Data shown
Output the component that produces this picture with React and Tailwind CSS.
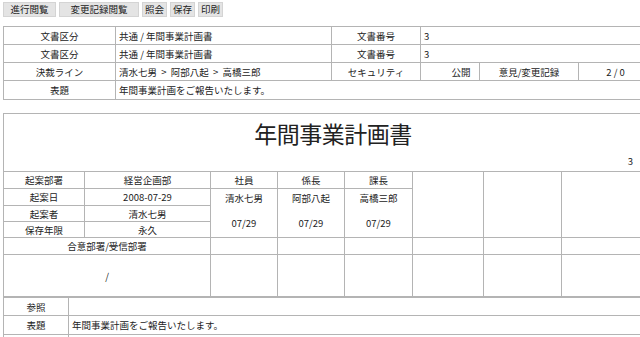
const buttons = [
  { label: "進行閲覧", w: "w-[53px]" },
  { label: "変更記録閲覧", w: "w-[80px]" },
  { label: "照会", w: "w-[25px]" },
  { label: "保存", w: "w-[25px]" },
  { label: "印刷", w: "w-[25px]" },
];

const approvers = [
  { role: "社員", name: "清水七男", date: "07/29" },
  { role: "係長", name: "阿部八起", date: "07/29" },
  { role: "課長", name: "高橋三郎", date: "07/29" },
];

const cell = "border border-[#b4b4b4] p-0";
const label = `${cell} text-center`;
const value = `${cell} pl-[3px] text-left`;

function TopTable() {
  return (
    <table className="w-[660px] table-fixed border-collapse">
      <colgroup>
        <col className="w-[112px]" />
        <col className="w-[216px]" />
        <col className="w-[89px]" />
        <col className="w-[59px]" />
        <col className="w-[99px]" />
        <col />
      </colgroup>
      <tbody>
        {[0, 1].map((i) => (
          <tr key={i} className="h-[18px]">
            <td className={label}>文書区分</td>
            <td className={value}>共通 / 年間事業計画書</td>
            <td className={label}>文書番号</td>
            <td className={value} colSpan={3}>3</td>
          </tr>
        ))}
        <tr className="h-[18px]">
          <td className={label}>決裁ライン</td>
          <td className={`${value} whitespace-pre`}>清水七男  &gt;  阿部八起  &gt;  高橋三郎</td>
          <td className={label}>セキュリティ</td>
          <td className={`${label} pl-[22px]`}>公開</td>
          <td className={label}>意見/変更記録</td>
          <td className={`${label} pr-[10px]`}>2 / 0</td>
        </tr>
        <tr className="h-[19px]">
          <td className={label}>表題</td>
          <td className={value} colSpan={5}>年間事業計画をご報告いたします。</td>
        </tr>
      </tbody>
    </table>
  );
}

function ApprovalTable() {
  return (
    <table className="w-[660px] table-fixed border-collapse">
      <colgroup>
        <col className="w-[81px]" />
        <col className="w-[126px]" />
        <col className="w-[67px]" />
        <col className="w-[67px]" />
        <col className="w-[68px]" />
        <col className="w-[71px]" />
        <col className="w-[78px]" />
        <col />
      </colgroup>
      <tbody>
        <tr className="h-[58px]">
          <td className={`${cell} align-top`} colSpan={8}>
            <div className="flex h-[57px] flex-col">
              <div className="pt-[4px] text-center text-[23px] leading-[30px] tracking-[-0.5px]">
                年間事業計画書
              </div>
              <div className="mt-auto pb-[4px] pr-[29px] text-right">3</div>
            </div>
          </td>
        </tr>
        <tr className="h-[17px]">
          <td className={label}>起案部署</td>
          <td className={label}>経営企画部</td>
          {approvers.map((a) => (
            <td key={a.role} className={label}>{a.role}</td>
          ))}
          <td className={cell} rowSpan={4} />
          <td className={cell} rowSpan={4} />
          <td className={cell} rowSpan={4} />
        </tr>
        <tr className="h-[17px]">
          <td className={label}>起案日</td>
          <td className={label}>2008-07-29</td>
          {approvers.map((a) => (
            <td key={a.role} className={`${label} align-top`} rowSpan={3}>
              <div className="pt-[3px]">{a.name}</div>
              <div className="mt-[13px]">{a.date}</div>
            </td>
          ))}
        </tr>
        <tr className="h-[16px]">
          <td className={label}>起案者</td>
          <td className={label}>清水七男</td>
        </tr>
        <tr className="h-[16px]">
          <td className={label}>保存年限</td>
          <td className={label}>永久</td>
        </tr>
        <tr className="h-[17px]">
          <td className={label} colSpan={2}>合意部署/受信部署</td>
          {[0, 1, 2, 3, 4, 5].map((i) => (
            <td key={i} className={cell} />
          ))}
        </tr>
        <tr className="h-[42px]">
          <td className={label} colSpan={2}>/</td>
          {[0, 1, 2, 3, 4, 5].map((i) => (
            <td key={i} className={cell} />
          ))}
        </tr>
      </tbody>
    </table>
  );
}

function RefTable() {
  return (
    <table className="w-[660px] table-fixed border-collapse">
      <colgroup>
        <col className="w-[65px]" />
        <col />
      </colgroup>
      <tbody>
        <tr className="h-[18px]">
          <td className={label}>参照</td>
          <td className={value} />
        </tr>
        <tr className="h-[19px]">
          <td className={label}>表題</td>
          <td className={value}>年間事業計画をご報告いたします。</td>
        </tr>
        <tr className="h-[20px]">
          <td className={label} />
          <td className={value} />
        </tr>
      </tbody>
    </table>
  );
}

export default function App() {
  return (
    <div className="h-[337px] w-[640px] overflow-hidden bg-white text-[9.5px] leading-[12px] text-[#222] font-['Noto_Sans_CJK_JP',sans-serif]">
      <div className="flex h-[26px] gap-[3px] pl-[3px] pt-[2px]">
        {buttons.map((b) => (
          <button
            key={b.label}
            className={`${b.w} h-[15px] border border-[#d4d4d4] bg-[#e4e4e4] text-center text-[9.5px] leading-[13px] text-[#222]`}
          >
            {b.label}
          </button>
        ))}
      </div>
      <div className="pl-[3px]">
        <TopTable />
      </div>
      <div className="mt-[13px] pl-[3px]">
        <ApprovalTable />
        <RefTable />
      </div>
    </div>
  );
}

Aim
Set the pictures aside and transcribe the data above exactly.

Solution for this problem
Output the component that produces this picture with React and Tailwind CSS.
const buttons = [
  { label: "進行閲覧", w: "w-[53px]" },
  { label: "変更記録閲覧", w: "w-[80px]" },
  { label: "照会", w: "w-[25px]" },
  { label: "保存", w: "w-[25px]" },
  { label: "印刷", w: "w-[25px]" },
];

const approvers = [
  { role: "社員", name: "清水七男", date: "07/29" },
  { role: "係長", name: "阿部八起", date: "07/29" },
  { role: "課長", name: "高橋三郎", date: "07/29" },
];

const cell = "border border-[#b4b4b4] p-0";
const label = `${cell} text-center`;
const value = `${cell} pl-[3px] text-left`;

function TopTable() {
  return (
    <table className="w-[660px] table-fixed border-collapse">
      <colgroup>
        <col className="w-[112px]" />
        <col className="w-[216px]" />
        <col className="w-[89px]" />
        <col className="w-[59px]" />
        <col className="w-[99px]" />
        <col />
      </colgroup>
      <tbody>
        {[0, 1].map((i) => (
          <tr key={i} className="h-[18px]">
            <td className={label}>文書区分</td>
            <td className={value}>共通 / 年間事業計画書</td>
            <td className={label}>文書番号</td>
            <td className={value} colSpan={3}>3</td>
          </tr>
        ))}
        <tr className="h-[18px]">
          <td className={label}>決裁ライン</td>
          <td className={`${value} whitespace-pre`}>清水七男  &gt;  阿部八起  &gt;  高橋三郎</td>
          <td className={label}>セキュリティ</td>
          <td className={`${label} pl-[22px]`}>公開</td>
          <td className={label}>意見/変更記録</td>
          <td className={`${label} pr-[10px]`}>2 / 0</td>
        </tr>
        <tr className="h-[19px]">
          <td className={label}>表題</td>
          <td className={value} colSpan={5}>年間事業計画をご報告いたします。</td>
        </tr>
      </tbody>
    </table>
  );
}

function ApprovalTable() {
  return (
    <table className="w-[660px] table-fixed border-collapse">
      <colgroup>
        <col className="w-[81px]" />
        <col className="w-[126px]" />
        <col className="w-[67px]" />
        <col className="w-[67px]" />
        <col className="w-[68px]" />
        <col className="w-[71px]" />
        <col className="w-[78px]" />
        <col />
      </colgroup>
      <tbody>
        <tr className="h-[58px]">
          <td className={`${cell} align-top`} colSpan={8}>
            <div className="flex h-[57px] flex-col">
              <div className="pt-[4px] text-center text-[23px] leading-[30px] tracking-[-0.5px]">
                年間事業計画書
              </div>
              <div className="mt-auto pb-[4px] pr-[29px] text-right">3</div>
            </div>
          </td>
        </tr>
        <tr className="h-[17px]">
          <td className={label}>起案部署</td>
          <td className={label}>経営企画部</td>
          {approvers.map((a) => (
            <td key={a.role} className={label}>{a.role}</td>
          ))}
          <td className={cell} rowSpan={4} />
          <td className={cell} rowSpan={4} />
          <td className={cell} rowSpan={4} />
        </tr>
        <tr className="h-[17px]">
          <td className={label}>起案日</td>
          <td className={label}>2008-07-29</td>
          {approvers.map((a) => (
            <td key={a.role} className={`${label} align-top`} rowSpan={3}>
              <div className="pt-[3px]">{a.name}</div>
              <div className="mt-[13px]">{a.date}</div>
            </td>
          ))}
        </tr>
        <tr className="h-[16px]">
          <td className={label}>起案者</td>
          <td className={label}>清水七男</td>
        </tr>
        <tr className="h-[16px]">
          <td className={label}>保存年限</td>
          <td className={label}>永久</td>
        </tr>
        <tr className="h-[17px]">
          <td className={label} colSpan={2}>合意部署/受信部署</td>
          {[0, 1, 2, 3, 4, 5].map((i) => (
            <td key={i} className={cell} />
          ))}
        </tr>
        <tr className="h-[42px]">
          <td className={label} colSpan={2}>/</td>
          {[0, 1, 2, 3, 4, 5].map((i) => (
            <td key={i} className={cell} />
          ))}
        </tr>
      </tbody>
    </table>
  );
}

function RefTable() {
  return (
    <table className="w-[660px] table-fixed border-collapse">
      <colgroup>
        <col className="w-[65px]" />
        <col />
      </colgroup>
      <tbody>
        <tr className="h-[18px]">
          <td className={label}>参照</td>
          <td className={value} />
        </tr>
        <tr className="h-[19px]">
          <td className={label}>表題</td>
          <td className={value}>年間事業計画をご報告いたします。</td>
        </tr>
        <tr className="h-[20px]">
          <td className={label} />
          <td className={value} />
        </tr>
      </tbody>
    </table>
  );
}

export default function App() {
  return (
    <div className="h-[337px] w-[640px] overflow-hidden bg-white text-[9.5px] leading-[12px] text-[#222] font-['Noto_Sans_CJK_JP',sans-serif]">
      <div className="flex h-[26px] gap-[3px] pl-[3px] pt-[2px]">
        {buttons.map((b) => (
          <button
            key={b.label}
            className={`${b.w} h-[15px] border border-[#d4d4d4] bg-[#e4e4e4] text-center text-[9.5px] leading-[13px] text-[#222]`}
          >
            {b.label}
          </button>
        ))}
      </div>
      <div className="pl-[3px]">
        <TopTable />
      </div>
      <div className="mt-[13px] pl-[3px]">
        <ApprovalTable />
        <RefTable />
      </div>
    </div>
  );
}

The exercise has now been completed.